━━━ Collected data ━━━
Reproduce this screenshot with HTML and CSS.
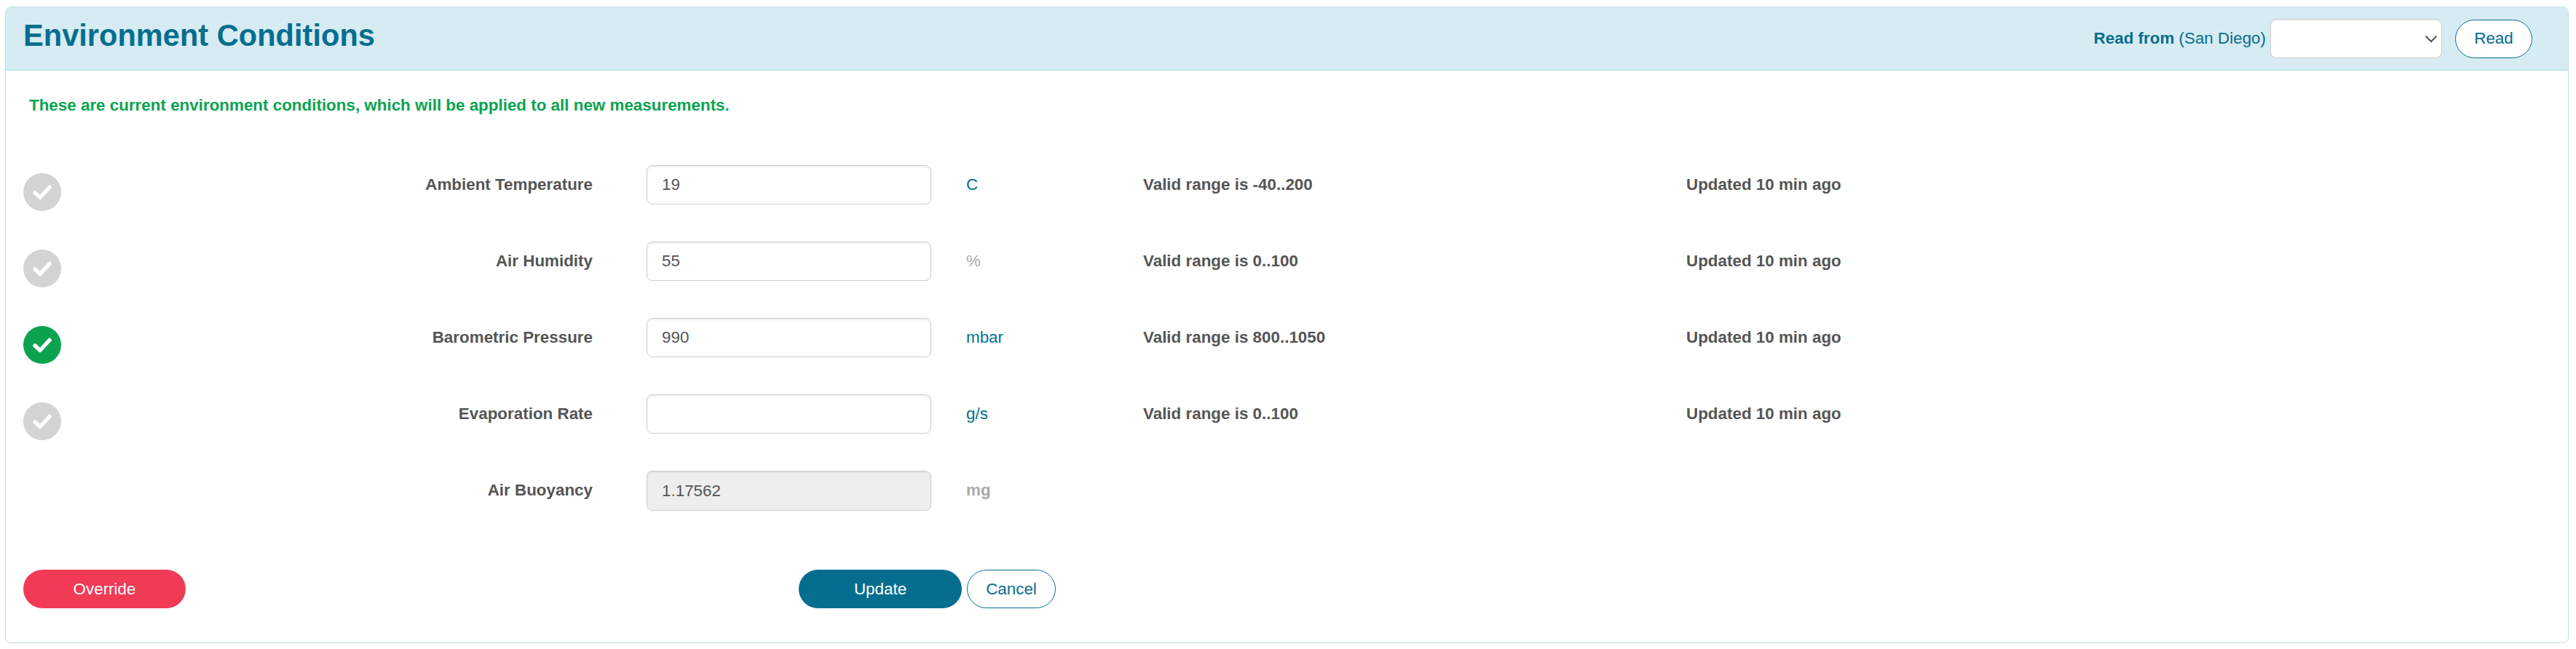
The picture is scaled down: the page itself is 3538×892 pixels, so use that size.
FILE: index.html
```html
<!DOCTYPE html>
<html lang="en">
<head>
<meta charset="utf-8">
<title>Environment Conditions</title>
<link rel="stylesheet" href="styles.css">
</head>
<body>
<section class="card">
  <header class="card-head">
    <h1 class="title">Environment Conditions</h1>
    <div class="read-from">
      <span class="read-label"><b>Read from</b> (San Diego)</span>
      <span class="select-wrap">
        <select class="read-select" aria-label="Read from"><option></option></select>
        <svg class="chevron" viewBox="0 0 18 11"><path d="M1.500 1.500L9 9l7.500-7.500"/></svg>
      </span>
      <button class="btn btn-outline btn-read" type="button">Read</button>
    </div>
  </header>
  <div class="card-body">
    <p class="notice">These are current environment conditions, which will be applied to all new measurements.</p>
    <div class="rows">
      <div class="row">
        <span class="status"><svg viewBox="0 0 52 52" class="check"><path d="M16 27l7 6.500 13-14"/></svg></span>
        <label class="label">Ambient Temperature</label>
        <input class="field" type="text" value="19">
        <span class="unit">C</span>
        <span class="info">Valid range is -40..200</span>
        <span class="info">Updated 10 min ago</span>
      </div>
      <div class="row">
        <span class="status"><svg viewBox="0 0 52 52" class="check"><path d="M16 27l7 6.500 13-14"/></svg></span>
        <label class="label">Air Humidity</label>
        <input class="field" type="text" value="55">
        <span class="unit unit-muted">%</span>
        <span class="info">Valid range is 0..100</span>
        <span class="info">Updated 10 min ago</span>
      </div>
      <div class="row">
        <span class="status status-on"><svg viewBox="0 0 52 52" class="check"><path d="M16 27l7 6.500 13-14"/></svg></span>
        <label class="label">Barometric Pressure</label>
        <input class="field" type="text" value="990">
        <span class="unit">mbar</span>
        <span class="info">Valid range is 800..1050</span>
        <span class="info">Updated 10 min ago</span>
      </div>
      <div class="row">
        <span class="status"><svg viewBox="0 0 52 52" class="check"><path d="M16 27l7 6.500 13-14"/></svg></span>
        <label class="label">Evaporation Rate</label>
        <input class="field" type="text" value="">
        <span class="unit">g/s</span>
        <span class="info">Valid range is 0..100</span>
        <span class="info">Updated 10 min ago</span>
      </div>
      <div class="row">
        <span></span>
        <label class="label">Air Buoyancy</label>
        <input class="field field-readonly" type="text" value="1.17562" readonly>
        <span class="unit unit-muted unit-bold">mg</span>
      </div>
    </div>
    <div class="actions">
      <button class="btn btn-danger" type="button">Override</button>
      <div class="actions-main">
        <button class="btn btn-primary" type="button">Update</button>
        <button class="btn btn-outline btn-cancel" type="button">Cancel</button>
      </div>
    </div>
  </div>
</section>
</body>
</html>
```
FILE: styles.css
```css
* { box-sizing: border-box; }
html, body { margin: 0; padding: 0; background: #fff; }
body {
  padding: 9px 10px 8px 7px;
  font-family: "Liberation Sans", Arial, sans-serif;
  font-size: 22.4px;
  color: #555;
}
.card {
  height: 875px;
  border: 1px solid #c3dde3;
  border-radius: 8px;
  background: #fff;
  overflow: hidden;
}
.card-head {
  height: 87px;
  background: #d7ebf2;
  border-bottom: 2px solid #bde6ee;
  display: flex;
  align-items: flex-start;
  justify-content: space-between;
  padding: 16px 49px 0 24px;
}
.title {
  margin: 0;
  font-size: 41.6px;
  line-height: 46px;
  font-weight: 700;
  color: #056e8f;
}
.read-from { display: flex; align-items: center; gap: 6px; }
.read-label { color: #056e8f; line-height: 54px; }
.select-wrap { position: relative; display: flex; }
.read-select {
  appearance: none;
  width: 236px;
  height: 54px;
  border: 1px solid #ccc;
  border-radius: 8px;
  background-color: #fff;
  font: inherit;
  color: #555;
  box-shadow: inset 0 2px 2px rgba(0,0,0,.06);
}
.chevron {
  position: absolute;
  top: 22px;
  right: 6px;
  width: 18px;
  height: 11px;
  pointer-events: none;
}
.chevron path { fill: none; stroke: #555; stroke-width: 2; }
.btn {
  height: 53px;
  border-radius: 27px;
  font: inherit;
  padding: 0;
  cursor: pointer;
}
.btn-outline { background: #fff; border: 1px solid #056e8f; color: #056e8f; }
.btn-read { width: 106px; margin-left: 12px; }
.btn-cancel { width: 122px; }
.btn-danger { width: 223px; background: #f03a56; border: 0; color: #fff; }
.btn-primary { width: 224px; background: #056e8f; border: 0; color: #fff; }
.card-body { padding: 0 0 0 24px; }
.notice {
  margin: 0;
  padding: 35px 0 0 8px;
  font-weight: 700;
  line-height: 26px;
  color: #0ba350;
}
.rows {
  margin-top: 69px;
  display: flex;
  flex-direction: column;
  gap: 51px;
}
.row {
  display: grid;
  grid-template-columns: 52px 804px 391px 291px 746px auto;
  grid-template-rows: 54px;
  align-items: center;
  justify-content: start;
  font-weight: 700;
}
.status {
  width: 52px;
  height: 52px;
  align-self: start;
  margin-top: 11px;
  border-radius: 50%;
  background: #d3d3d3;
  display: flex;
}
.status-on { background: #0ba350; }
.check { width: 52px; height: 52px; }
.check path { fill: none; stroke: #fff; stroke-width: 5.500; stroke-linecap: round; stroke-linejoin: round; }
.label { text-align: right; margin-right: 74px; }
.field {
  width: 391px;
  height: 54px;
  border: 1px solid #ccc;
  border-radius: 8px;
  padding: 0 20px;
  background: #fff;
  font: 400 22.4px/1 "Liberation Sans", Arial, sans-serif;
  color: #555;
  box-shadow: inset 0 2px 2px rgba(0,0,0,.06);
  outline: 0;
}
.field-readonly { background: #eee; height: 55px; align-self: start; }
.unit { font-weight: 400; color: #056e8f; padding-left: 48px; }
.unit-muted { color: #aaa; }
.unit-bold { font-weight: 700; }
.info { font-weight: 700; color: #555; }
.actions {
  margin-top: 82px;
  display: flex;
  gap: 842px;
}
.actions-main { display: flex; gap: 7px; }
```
━━━
Task statement | Where a line in the material contains "size", copy that line.

Task result |
The picture is scaled down: the page itself is 3538×892 pixels, so use that size.
  font-size: 22.4px;
  font-size: 41.6px;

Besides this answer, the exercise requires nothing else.